● Given exercise
Which lines below hold the word "with"? Copy all of them.

^^^^^^^^^^^^^^^^

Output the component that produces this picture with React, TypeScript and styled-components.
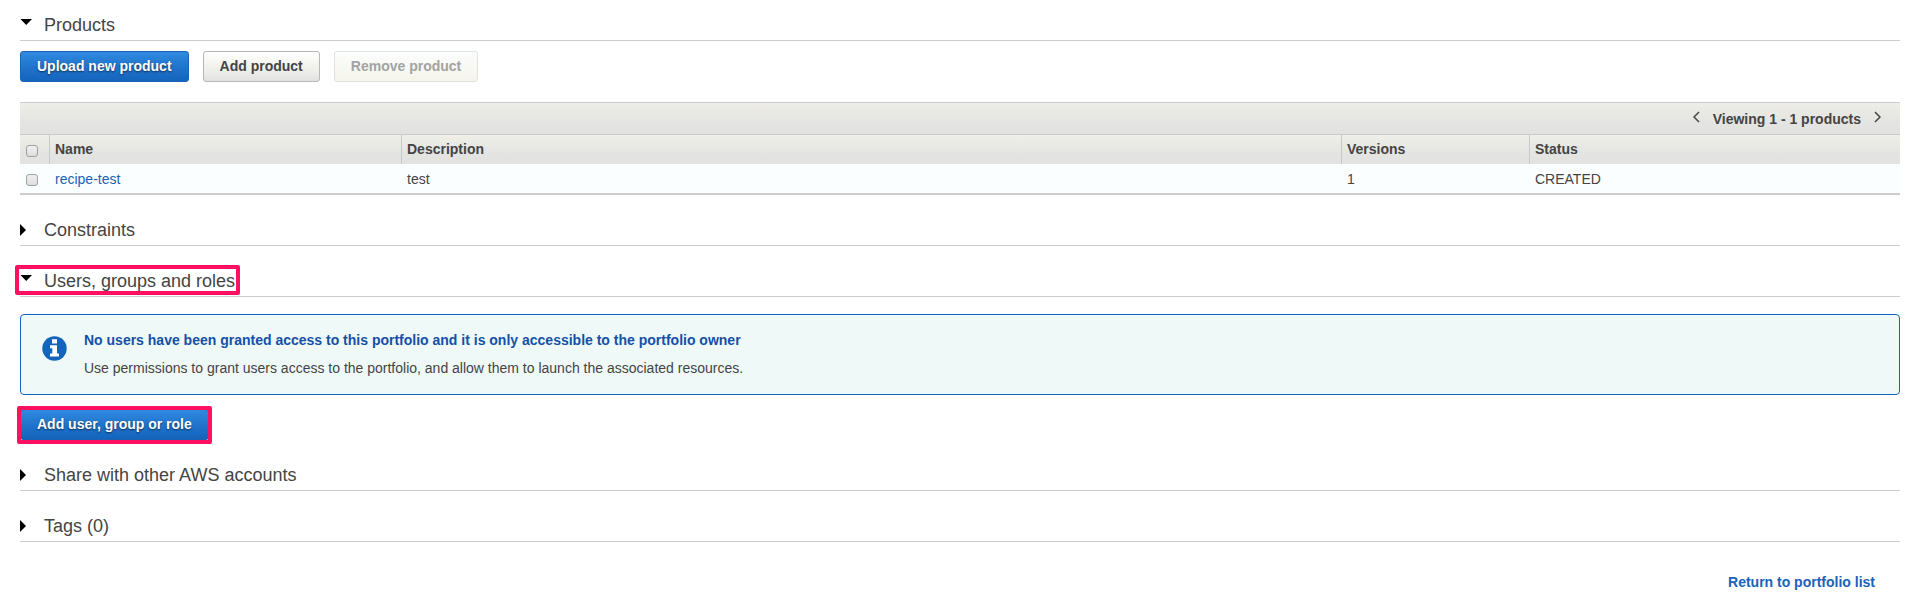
import React, { useState } from "react";
import styled, { createGlobalStyle, css } from "styled-components";

const GlobalStyle = createGlobalStyle`
  * { box-sizing: border-box; }
  body {
    margin: 0;
    background: #fff;
    color: #444;
    font: 14px/20px "Liberation Sans", Arial, sans-serif;
  }
`;

const Page = styled.main`
  padding: 15px 8px 0 20px;
`;

const Section = styled.section`
  & + & { margin-top: 25px; }
`;

const SectionHeading = styled.h2`
  margin: 0;
  padding-bottom: 5px;
  border-bottom: 1px solid #c8cdd0;
  font-size: 18px;
  font-weight: 400;
  line-height: 20px;
`;

const Toggle = styled.button`
  position: relative;
  display: flex;
  align-items: center;
  padding: 0;
  border: 0;
  background: none;
  color: inherit;
  font: inherit;
  cursor: pointer;
`;

const Arrow = styled.svg<{ $open: boolean }>`
  width: 12px;
  height: 12px;
  margin-right: 12px;
  margin-bottom: ${(p) => (p.$open ? 6 : 0)}px;
  fill: #000;
`;

const ToggleHighlight = styled.span`
  position: absolute;
  inset: -6px -5px -4px -5px;
  border: 4px solid #ff1060;
  border-radius: 2px;
  pointer-events: none;
`;

const ButtonRow = styled.div`
  display: flex;
  gap: 14px;
  padding: 10px 0 20px;
`;

const Button = styled.button<{ $primary?: boolean }>`
  height: 31px;
  padding: 0 16px 2px;
  border: 1px solid #b8b8b8;
  border-radius: 3px;
  background: linear-gradient(#fff, #f2f2ec 50%, #e2e2e2);
  color: #444;
  font: bold 14px/20px "Liberation Sans", Arial, sans-serif;
  cursor: pointer;

  &:disabled {
    border-color: #e2e2de;
    background: linear-gradient(#fcfefe, #f4f4ea);
    color: #a3a3a3;
    cursor: default;
  }

  ${(p) =>
    p.$primary &&
    css`
      border-color: #1a62b4;
      background: linear-gradient(#2f8ae0, #1e70c8 60%, #1464bc);
      color: #fff;
      text-shadow: 0 1px 2px rgba(0, 0, 0, 0.6);
    `}
`;

const HighlightFrame = styled.div`
  position: relative;
  width: fit-content;
  margin-top: 14px;

  &::after {
    content: "";
    position: absolute;
    inset: -3px -3px -4px;
    border: 4px solid #ff1060;
    border-radius: 2px;
    pointer-events: none;
  }
`;

const TableToolbar = styled.div`
  display: flex;
  justify-content: flex-end;
  align-items: center;
  gap: 13px;
  height: 32px;
  padding-right: 19px;
  border-top: 1px solid #c8cdd4;
  background: linear-gradient(#eeeee6, #e4e4e2 60%, #e2e2e2);
  font-weight: bold;
`;

const PagerButton = styled.button`
  display: flex;
  padding: 0 0 3px;
  border: 0;
  background: none;
  color: #444;
  cursor: pointer;
`;

const Table = styled.table`
  width: 100%;
  table-layout: fixed;
  border-collapse: separate;
  border-spacing: 0;
  text-align: left;
`;

const CheckCol = styled.col` width: 30px; `;
const NameCol = styled.col` width: 352px; `;
const VersionsCol = styled.col` width: 188px; `;
const StatusCol = styled.col` width: 370px; `;

const HeadCell = styled.th`
  height: 30px;
  padding: 0 5px 2px;
  border-top: 1px solid #ccc8cc;
  border-right: 1px solid #c8c8cc;
  background: linear-gradient(#f0f0e8, #e4e4e2 60%, #e2e2e2);

  &:last-child { border-right: 0; }
`;

const Cell = styled.td`
  height: 31px;
  padding: 0 5px;
  border-bottom: 2px solid #ccc;
  background: #fbfeff;
`;

const Checkbox = styled.input`
  appearance: none;
  display: block;
  width: 12px;
  height: 12px;
  margin: 2px 0 0 1px;
  border: 1px solid #a0a0a0;
  border-radius: 3px;
  background: linear-gradient(#f0f0f0, #dedede);

  ${HeadCell} & { margin-top: 4px; }

  &:checked { background: #1e70c8; }
`;

const Link = styled.a<{ $strong?: boolean }>`
  color: #1a62b8;
  font-weight: ${(p) => (p.$strong ? "bold" : "normal")};
  text-decoration: none;
  &:hover { text-decoration: underline; }
`;

const Notice = styled.div`
  display: flex;
  gap: 17px;
  min-height: 81px;
  margin-top: 17px;
  padding: 15px 21px;
  border: 1px solid #1464bc;
  border-radius: 4px;
  background: #eff9f7;
`;

const InfoIcon = styled.svg`
  flex: none;
  width: 25px;
  height: 25px;
  margin-top: 6px;
`;

const NoticeTitle = styled.strong`
  display: block;
  margin-bottom: 8px;
  color: #1450a8;
`;

const NoticeText = styled.p`
  margin: 0;
`;

const Footer = styled.footer`
  display: flex;
  justify-content: flex-end;
  padding: 30px 25px 6px 0;
`;

function Heading({
  title,
  open,
  highlighted,
  onToggle,
}: {
  title: string;
  open: boolean;
  highlighted?: boolean;
  onToggle: () => void;
}) {
  return (
    <SectionHeading>
      <Toggle type="button" aria-expanded={open} onClick={onToggle}>
        <Arrow $open={open} viewBox="0 0 12 12" aria-hidden="true">
          <path d={open ? "M0.5 3h11.5L6.2 9z" : "M0 0l6 6-6 6z"} />
        </Arrow>
        {title}
        {highlighted && <ToggleHighlight />}
      </Toggle>
    </SectionHeading>
  );
}

function Chevron({ d }: { d: string }) {
  return (
    <svg width="7" height="12" viewBox="0 0 7 12" fill="none" stroke="currentColor" strokeWidth="1.5" aria-hidden="true">
      <path d={d} />
    </svg>
  );
}

export default function App() {
  const [open, setOpen] = useState<Record<string, boolean>>({ products: true, users: true });
  const toggle = (key: string) => () => setOpen((o) => ({ ...o, [key]: !o[key] }));

  return (
    <>
      <GlobalStyle />
      <Page>
        <Section>
          <Heading title="Products" open={!!open.products} onToggle={toggle("products")} />
          {open.products && (
            <>
              <ButtonRow>
                <Button type="button" $primary>Upload new product</Button>
                <Button type="button">Add product</Button>
                <Button type="button" disabled>Remove product</Button>
              </ButtonRow>
              <TableToolbar>
                <PagerButton type="button" aria-label="Previous page">
                  <Chevron d="M6 1L1 6l5 5" />
                </PagerButton>
                <span>Viewing 1 - 1 products</span>
                <PagerButton type="button" aria-label="Next page">
                  <Chevron d="M1 1l5 5-5 5" />
                </PagerButton>
              </TableToolbar>
              <Table>
                <colgroup>
                  <CheckCol />
                  <NameCol />
                  <col />
                  <VersionsCol />
                  <StatusCol />
                </colgroup>
                <thead>
                  <tr>
                    <HeadCell><Checkbox type="checkbox" aria-label="Select all products" /></HeadCell>
                    <HeadCell>Name</HeadCell>
                    <HeadCell>Description</HeadCell>
                    <HeadCell>Versions</HeadCell>
                    <HeadCell>Status</HeadCell>
                  </tr>
                </thead>
                <tbody>
                  <tr>
                    <Cell><Checkbox type="checkbox" aria-label="Select recipe-test" /></Cell>
                    <Cell><Link href="#recipe-test">recipe-test</Link></Cell>
                    <Cell>test</Cell>
                    <Cell>1</Cell>
                    <Cell>CREATED</Cell>
                  </tr>
                </tbody>
              </Table>
            </>
          )}
        </Section>

        <Section>
          <Heading title="Constraints" open={!!open.constraints} onToggle={toggle("constraints")} />
        </Section>

        <Section>
          <Heading title="Users, groups and roles" open={!!open.users} highlighted onToggle={toggle("users")} />
          {open.users && (
            <>
              <Notice>
                <InfoIcon viewBox="0 0 25 25" aria-hidden="true">
                  <circle cx="12.5" cy="12.5" r="12.2" fill="#1464bc" />
                  <path fill="#fff" d="M10 3.2h5v4.3h-5zM8 9.2h7v8.3h2v3H8v-3h2.3v-5.3H8z" />
                </InfoIcon>
                <div>
                  <NoticeTitle>
                    No users have been granted access to this portfolio and it is only accessible to the portfolio owner
                  </NoticeTitle>
                  <NoticeText>
                    Use permissions to grant users access to the portfolio, and allow them to launch the associated resources.
                  </NoticeText>
                </div>
              </Notice>
              <HighlightFrame>
                <Button type="button" $primary>Add user, group or role</Button>
              </HighlightFrame>
            </>
          )}
        </Section>

        <Section>
          <Heading title="Share with other AWS accounts" open={!!open.share} onToggle={toggle("share")} />
        </Section>

        <Section>
          <Heading title="Tags (0)" open={!!open.tags} onToggle={toggle("tags")} />
        </Section>

        <Footer>
          <Link href="#portfolios" $strong>Return to portfolio list</Link>
        </Footer>
      </Page>
    </>
  );
}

^^^^^^^^^^^^^^^^

● Response to this exercise
Output the component that produces this picture with React, TypeScript and styled-components.
          <Heading title="Share with other AWS accounts" open={!!open.share} onToggle={toggle("share")} />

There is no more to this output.